2021.5.24 心理学講座 無意識と自己嫌悪について
同じ失敗を繰り返す、というのは、誰にでも良くあることなんですよね。
ただ、同じ失敗を繰り返さないように意識すると、なかなかやめられない、とういのもよくある話です。
ここで、皆さんに質問です。
無意識って、どうやってできあがるのでしょう?
人間が意識できないもの、意識していないものや事柄をだいたい無意識といいますが、実はこの無意識の殆どは、昔は意識していたことなんですよね。
たとえば、生まれて初めて自分の足だけで立ったとき。
たとえば、初めて自転車に乗ったとき。
初めてチョコレートを食べたとき。
初めての字を習ったとき。
人はこの「初めて」のときは、すごく意識しているんですよね。
ところが、これが慣れてきて「初めて」でなくなってくると、これらのものは次第に「無意識」の中へと取り込まれていくわけです。

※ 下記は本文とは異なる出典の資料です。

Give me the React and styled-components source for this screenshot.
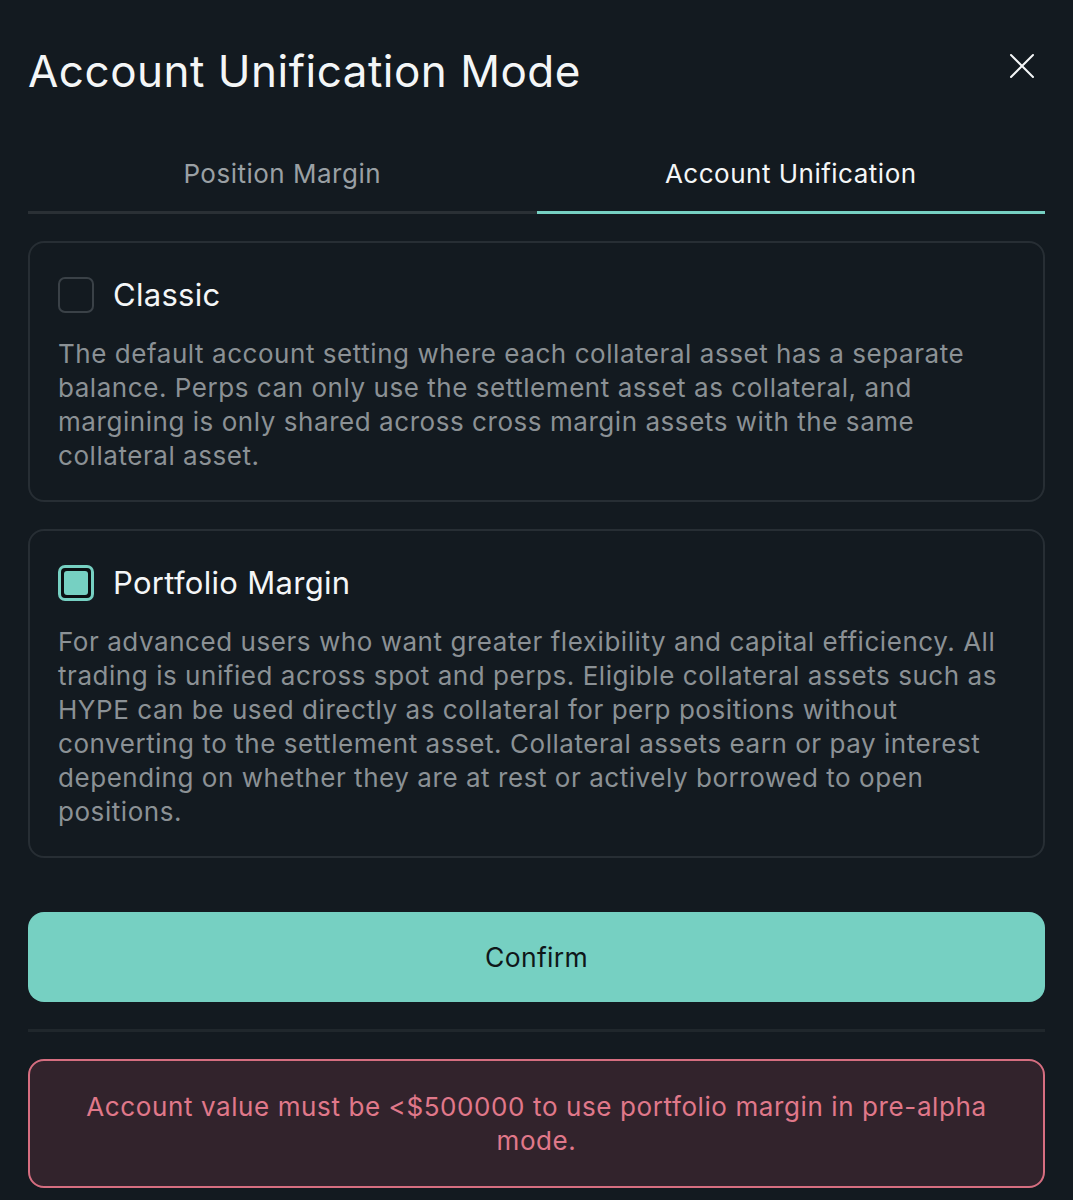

たとえるならば、真珠の養殖をするとき、まず陸の上で貝に真珠の核となるものを植えつけます。
それを海の中につるして沈めておくんですよね。
陸の上や海の上は特に変化は見当たりませんが、海の中では、貝の中で真珠が作られていくというわけです。
無意識というのは、この「海の中」と似たような感じで、本人が全く意識していなかったとしても、昔意識していたものをそのまま引き継いで、無意識の中で成長させているような感じですね。

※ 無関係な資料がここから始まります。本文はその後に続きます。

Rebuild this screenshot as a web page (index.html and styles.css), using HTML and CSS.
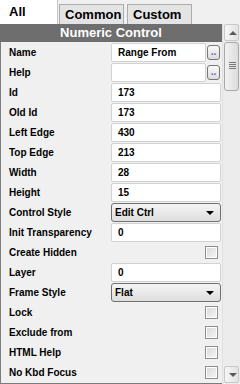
FILE: index.html
```html
<!DOCTYPE html>
<html lang="en">
<head>
    <meta charset="UTF-8">
    <title>Numeric Control</title>
    <link rel="stylesheet" href="styles.css">
</head>
<body>
    <div class="tabs">
        <div class="tab active">All</div>
        <div class="tab">Common</div>
        <div class="tab">Custom</div>
    </div>
    <div class="main">
        <div class="panel">
            <div class="header">Numeric Control</div>
            <div class="row"><span class="label">Name</span><div class="field"><span class="input short">Range From</span><span class="dots">..</span></div></div>
            <div class="row"><span class="label">Help</span><div class="field"><span class="input short"></span><span class="dots">..</span></div></div>
            <div class="row"><span class="label">Id</span><div class="field"><span class="input">173</span></div></div>
            <div class="row"><span class="label">Old Id</span><div class="field"><span class="input">173</span></div></div>
            <div class="row"><span class="label">Left Edge</span><div class="field"><span class="input">430</span></div></div>
            <div class="row"><span class="label">Top Edge</span><div class="field"><span class="input">213</span></div></div>
            <div class="row"><span class="label">Width</span><div class="field"><span class="input">28</span></div></div>
            <div class="row"><span class="label">Height</span><div class="field"><span class="input">15</span></div></div>
            <div class="row"><span class="label">Control Style</span><div class="field"><span class="select">Edit Ctrl<i class="arrow"></i></span></div></div>
            <div class="row"><span class="label">Init Transparency</span><div class="field"><span class="input">0</span></div></div>
            <div class="row"><span class="label">Create Hidden</span><div class="field check"><span class="box"></span></div></div>
            <div class="row"><span class="label">Layer</span><div class="field"><span class="input">0</span></div></div>
            <div class="row"><span class="label">Frame Style</span><div class="field"><span class="select">Flat<i class="arrow"></i></span></div></div>
            <div class="row"><span class="label">Lock</span><div class="field check"><span class="box"></span></div></div>
            <div class="row"><span class="label">Exclude from</span><div class="field check"><span class="box"></span></div></div>
            <div class="row"><span class="label">HTML Help</span><div class="field check"><span class="box"></span></div></div>
            <div class="row"><span class="label">No Kbd Focus</span><div class="field check"><span class="box"></span></div></div>
        </div>
        <div class="scroll">
            <div class="sb-btn"><i class="up"></i></div>
            <div class="thumb"><i class="grip"></i></div>
            <div class="track"></div>
            <div class="sb-btn"><i class="down"></i></div>
        </div>
    </div>
</body>
</html>
```
FILE: styles.css
```css
body { margin: 0; width: 240px; height: 384px; overflow: hidden; background: #f0f0f0; font-family: "Liberation Sans", Arial, sans-serif; font-weight: bold; color: #000; }
.tabs { display: flex; align-items: flex-end; height: 24px; }
.tab { box-sizing: border-box; height: 20px; width: 65px; margin-left: 3px; padding-left: 5px; font-size: 13px; line-height: 20px; background: #e4e4e4; border: 1px solid #acacac; border-bottom: none; }
.tab.active { height: 24px; width: 58px; margin-left: 0; margin-right: -2px; padding-left: 9px; line-height: 24px; background: #fff; border: none; border-right: 1px solid #c8c8c8; }
.main { display: flex; height: 360px; }
.panel { width: 222px; box-sizing: border-box; border-left: 1px solid #7c7c7c; border-bottom: 1px solid #7c7c7c; }
.header { height: 18px; line-height: 18px; margin-left: -1px; background: #6e6e6e; color: #fff; font-size: 13px; text-align: center; }
.row { display: flex; align-items: center; height: 20px; font-size: 10px; }
.label { width: 102px; padding-left: 8px; }
.field { display: flex; align-items: center; width: 110px; }
.input { box-sizing: border-box; display: block; width: 110px; height: 19px; line-height: 17px; padding-left: 6px; background: #fff; border: 1px solid #d2d2d2; border-radius: 2px; font-size: 10px; }
.input.short { width: 95px; margin-right: 1px; }
.dots { box-sizing: border-box; width: 13px; height: 15px; line-height: 11px; text-align: center; font-size: 10px; color: #6060c0; border: 1px solid #777; border-radius: 3px; background: linear-gradient(#fafafa, #dcdcdc); }
.select { box-sizing: border-box; position: relative; display: block; width: 110px; height: 19px; line-height: 17px; padding-left: 3px; border: 1px solid #707070; border-radius: 3px; background: linear-gradient(#f4f4f4, #dedede); font-size: 10px; }
.arrow { position: absolute; right: 6px; top: 7px; border-left: 4px solid transparent; border-right: 4px solid transparent; border-top: 4px solid #000; }
.check { justify-content: flex-end; }
.box { box-sizing: border-box; width: 13px; height: 13px; margin-right: 3px; border: 1px solid #8e8e8e; box-shadow: inset 0 0 0 1px #fff; background: linear-gradient(135deg, #d8d8d8, #f6f6f6); }
.scroll { display: flex; flex-direction: column; width: 18px; box-sizing: border-box; padding: 0 1px 1px 1px; background: #ececec; border-left: 1px solid #e0e0e0; }
.sb-btn { position: relative; box-sizing: border-box; height: 17px; border: 1px solid #c8c8c8; border-radius: 2px; background: linear-gradient(90deg, #f6f6f6, #e2e2e2); }
.up, .down { position: absolute; left: 4px; top: 6px; border-left: 4px solid transparent; border-right: 4px solid transparent; }
.up { border-bottom: 4px solid #5a5a5a; }
.down { border-top: 4px solid #5a5a5a; }
.thumb { position: relative; box-sizing: border-box; height: 49px; margin-top: 1px; border: 1px solid #a8a8a8; border-radius: 3px; background: linear-gradient(90deg, #f2f2f2, #dcdcdc); }
.grip { position: absolute; left: 4px; top: 19px; width: 7px; height: 7px; background: repeating-linear-gradient(#777 0 1px, transparent 1px 2px); }
.track { flex: 1; }
```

すると、意識していた頃に強い自己嫌悪を感じた、とします。
その自己嫌悪にだんだん慣れてくると、自己嫌悪そのものがだんだんと無意識の海の中へと入っていくわけです。
無意識の海の中へ入っていった自己嫌悪は、その中で活動を開始するわけですね。
そうすると、「変わらなきゃ」と意識で思ったとしても、無意識の中で活動している自己嫌悪がある限り「変わらない」状況を作り出して、自己嫌悪を成長させていくわけです。
そして、成長した自己嫌悪は、本人が気づかない間に、無意識全体へと影響を与えていくわけです。
環境汚染とよく似ていますよね。
では、皆さんに質問ですが、自己嫌悪は全くない方がいいのでしょうか?
皆さんそれぞれにお答えがあると思いますが、私の答はこうです。
自己嫌悪は、ないと困るものである。
しかし、ありすぎても困るものである。
もし自己嫌悪がない人がいたとします。
この人が失敗したり、誰かを傷つけたりしたとして、もし自己嫌悪がなかったら、この人は反省するでしょうか?
しないんですよね。
今度は逆に、自己嫌悪がありすぎてしまったらどうなるでしょう。
それはまるで、ラーメンにこしょうを一本入れて食べるようなもので、全く自分にやさしくはありません。

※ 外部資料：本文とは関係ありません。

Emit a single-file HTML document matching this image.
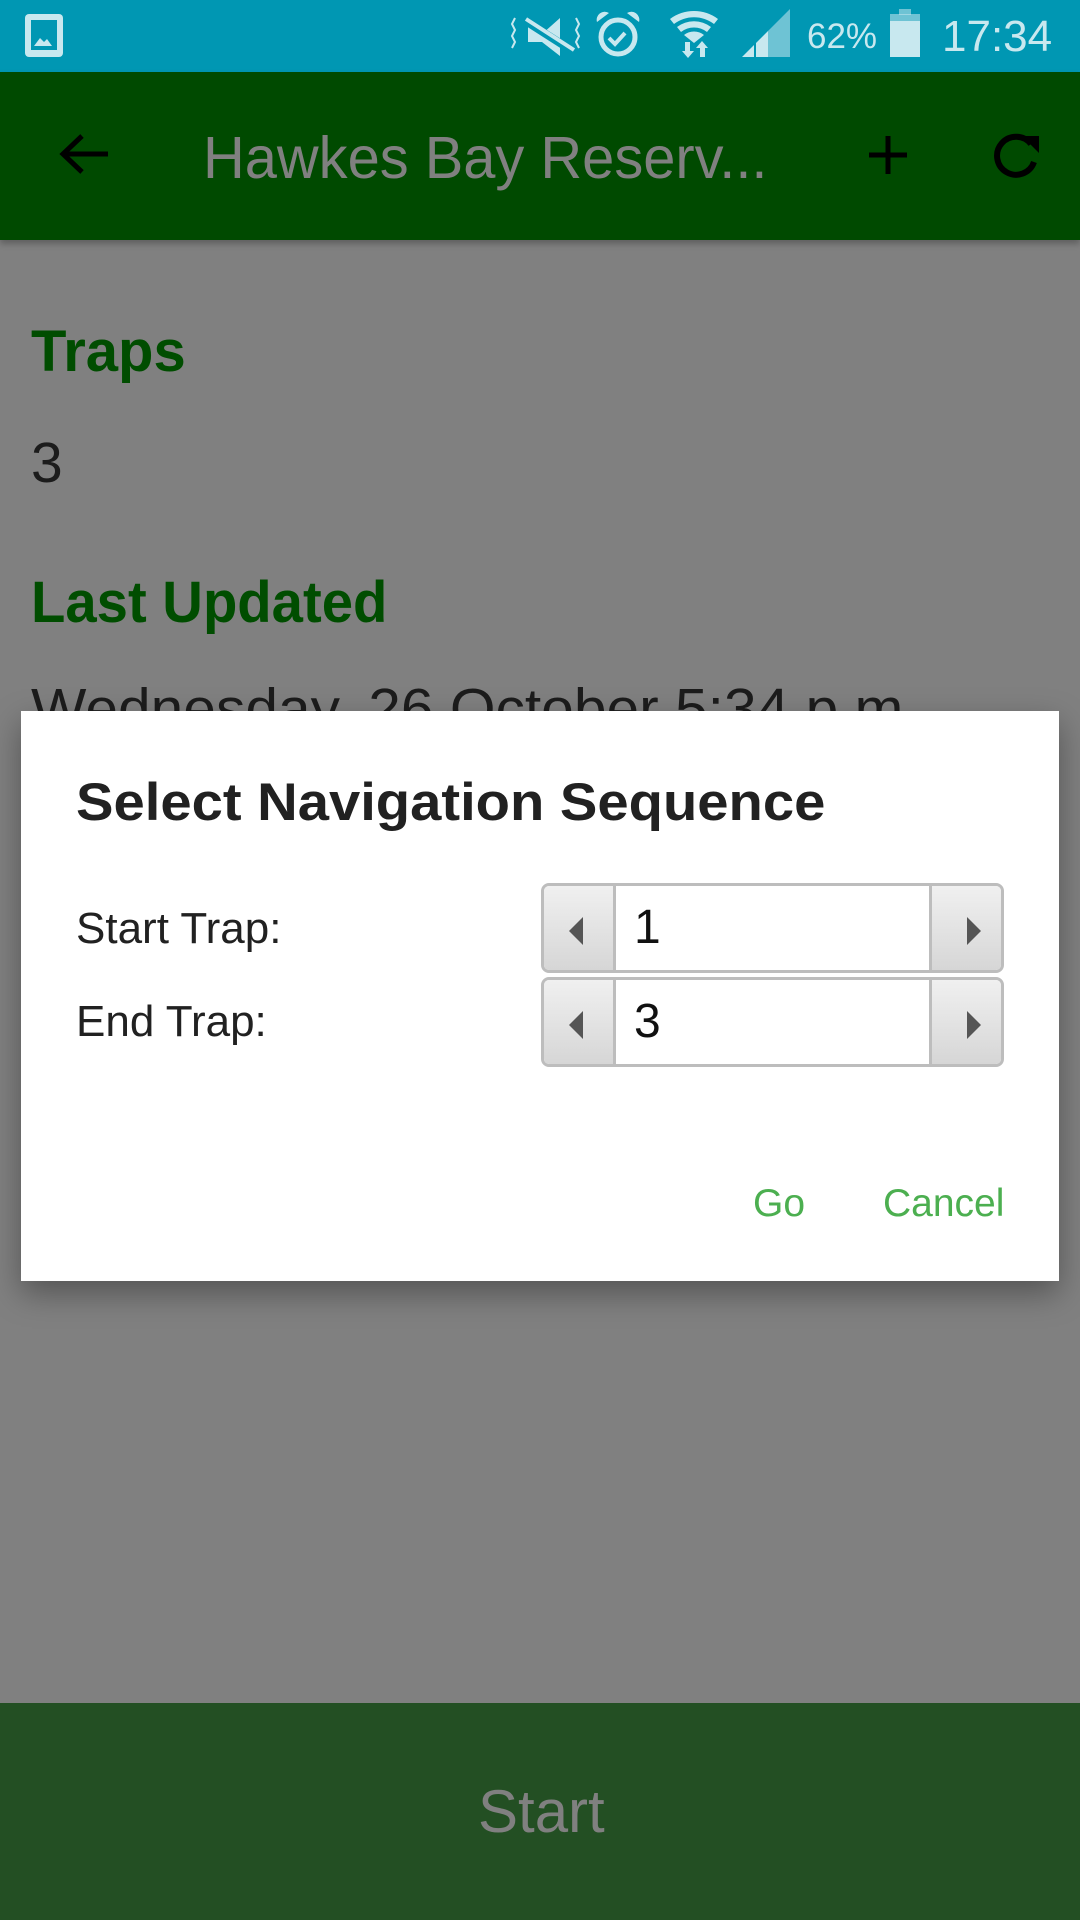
<!DOCTYPE html>
<html><head><meta charset="utf-8"><style>
*{margin:0;padding:0;box-sizing:border-box}
body{width:1080px;height:1920px;position:relative;overflow:hidden;background:#808080;font-family:"Liberation Sans",sans-serif}
.a{position:absolute;white-space:nowrap}
.sq{display:inline-block;transform-origin:0 0}
.spin{position:absolute;left:541px;width:463px;height:90px;border:3px solid #bdbdbd;border-radius:8px;background:#fff;overflow:hidden}
.spin .b{position:absolute;top:0;bottom:0;width:72px;background:linear-gradient(#f0f0f0,#d6d6d6)}
.spin .l{left:0;border-right:3px solid #bdbdbd}
.spin .r{right:0;border-left:3px solid #bdbdbd}
.spin .v{position:absolute;left:90px;top:14px;font-size:48px;color:#111}
</style></head><body>
<div class="a" style="left:0;top:0;width:1080px;height:72px;background:#0097b3"></div>
<svg class="a" style="left:0;top:0" width="1080" height="72">
<g><rect x="25" y="14" width="38" height="43" rx="4" fill="#c8e8ef"/><rect x="31" y="20" width="26" height="30" fill="#0097b3"/><path d="M34 46l6-8 4 4 3-3 5 7z" fill="#c8e8ef"/></g>
<g fill="#c8e8ef">
<path d="M528 24l14 10 18-16v38l-18-14-14 0z"/>
<path d="M524 20l50 32" stroke="#0097b3" stroke-width="8"/><path d="M526 19l48 31" stroke="#c8e8ef" stroke-width="4"/>
<path d="M515 18l-3 6 3 6-3 6 3 6-3 6" fill="none" stroke="#c8e8ef" stroke-width="2"/>
<path d="M576 18l3 6-3 6 3 6-3 6 3 6" fill="none" stroke="#c8e8ef" stroke-width="2"/>
<circle cx="618" cy="37" r="17" fill="none" stroke="#c8e8ef" stroke-width="5"/>
<path d="M609 38l6 6 10-11" fill="none" stroke="#c8e8ef" stroke-width="4"/>
<path d="M597 22a8 8 0 0 1 12-9z M639 22a8 8 0 0 0-12-9z"/>
<path d="M670 19a40 40 0 0 1 48 0l-4 5a33 33 0 0 0-40 0z M677 27a28 28 0 0 1 34 0l-4 5a21 21 0 0 0-26 0z M684 35a16 16 0 0 1 20 0l-10 8z"/>
<path d="M685 42h5v9h4l-6 7-6-7h3z M696 48l6-7 6 7h-3v9h-5v-9z"/>
<path d="M742 57l12-12v12z M756 43l12-12v26h-12z"/><path d="M768 31l22-22v48h-22z" opacity="0.55"/>
<rect x="890" y="21" width="30" height="36"/><rect x="890" y="14" width="30" height="15" opacity="0.55"/><rect x="899" y="9" width="12" height="6" opacity="0.55"/>
</g>
</svg>
<div class="a" style="left:807px;top:17px;font-size:35px;color:#c8e8ef">62%</div>
<div class="a" style="left:942px;top:12px;font-size:44px;color:#c8e8ef">17:34</div>
<div class="a" style="left:0;top:72px;width:1080px;height:168px;background:#004a00;box-shadow:0 4px 6px rgba(0,0,0,.25)"></div>
<svg class="a" style="left:0;top:72px" width="1080" height="168">
<path d="M108 82H64M82 64L63 82l19 18" fill="none" stroke="#000" stroke-width="5"/>
<path d="M888 64v38M869 83h38" stroke="#000" stroke-width="5"/>
<path d="M1031 72a19 19 0 1 0 3 18" fill="none" stroke="#000" stroke-width="6"/>
<path d="M1022 64h17v17z" fill="#000"/>
</svg>
<div class="a" style="left:203px;top:124px;font-size:59px;color:#808080"><span class="sq" style="transform:scaleX(.98)">Hawkes Bay Reserv...</span></div>
<div class="a" style="left:31px;top:318px;font-size:58px;font-weight:bold;color:#004d00">Traps</div>
<div class="a" style="left:31px;top:430px;font-size:57px;color:#1c1c1c">3</div>
<div class="a" style="left:31px;top:569px;font-size:58px;font-weight:bold;color:#004d00"><span class="sq" style="transform:scaleX(.97)">Last Updated</span></div>
<div class="a" style="left:31px;top:676px;font-size:57px;color:#1c1c1c"><span class="sq" style="transform:scaleX(1.03)">Wednesday, 26 October 5:34 p.m.</span></div>
<div class="a" style="left:21px;top:711px;width:1038px;height:570px;background:#fff;box-shadow:0 12px 30px rgba(0,0,0,.35)"></div>
<div class="a" style="left:76px;top:772px;font-size:53px;font-weight:bold;color:#212121"><span class="sq" style="transform:scaleX(1.06)">Select Navigation Sequence</span></div>
<div class="a" style="left:76px;top:904px;font-size:44px;color:#212121">Start Trap:</div>
<div class="a" style="left:76px;top:997px;font-size:44px;color:#212121">End Trap:</div>
<div class="spin" style="top:883px"><div class="b l"></div><div class="b r"></div><div class="v">1</div>
<svg class="a" style="left:0;top:0" width="463" height="90"><path d="M39 31v28l-14-14z" fill="#555"/><path d="M423 31v28l14-14z" fill="#555"/></svg></div>
<div class="spin" style="top:977px"><div class="b l"></div><div class="b r"></div><div class="v">3</div>
<svg class="a" style="left:0;top:0" width="463" height="90"><path d="M39 31v28l-14-14z" fill="#555"/><path d="M423 31v28l14-14z" fill="#555"/></svg></div>
<div class="a" style="left:753px;top:1182px;font-size:39px;color:#4caf50">Go</div>
<div class="a" style="left:883px;top:1182px;font-size:39px;color:#4caf50">Cancel</div>
<div class="a" style="left:0;top:1703px;width:1080px;height:217px;background:#234f23"></div>
<div class="a" style="left:478px;top:1777px;font-size:60px;color:#808080">Start</div>
</body></html>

大切なのは、「自己嫌悪を自分にあった適量にすること」なのです。
しかし、多くの人は、自己嫌悪を使って、自分をいじめたり幸せにしないという目的を達成しようとしているところがあります。
この「自分を幸せにしない」というのも、昔意識にあったものが無意識に沈んだものなのでしょう。
ですので、本当の問題は自己嫌悪にあるのではなく、「自己嫌悪を使って自分を幸せにしようとしない自分がいること」なのです。
繰り返し失敗してもかまわない。
うっかりミスをすることもあるだろう。
自己嫌悪を感じることも当然あります。
でも、これらと「自分を幸せにしないこと」をイコールにしてはいけません。
繰り返し失敗しても、ミスをしても、自己嫌悪があっても、人は幸せになる権利を持っていますし、幸せになれます。
その「幸せになる権利」を放棄する理由に、自己嫌悪は使われやすいんですよね。
そして、「幸せになる権利を放棄した理由」もまた、無意識の中にあるわけです。
先ほどのたとえでいうなら、自己嫌悪は貝で、「幸せになる権利を放棄した理由」が真珠の核となる部分にあたるわけです。
まあ真珠がどれだけ成長したか、陸に上げて貝を開いてみないとわからないように、無意識を理解しようと思ったら、まず意識上に持ってきて、中を開いてみないとわからないということですね。
皆さんの心の中には、どのような真珠が養殖されているのでしょうね。
貝の中を覗いてみたくなったときは、問題を解決するチャンスが来た、ということでしょうね。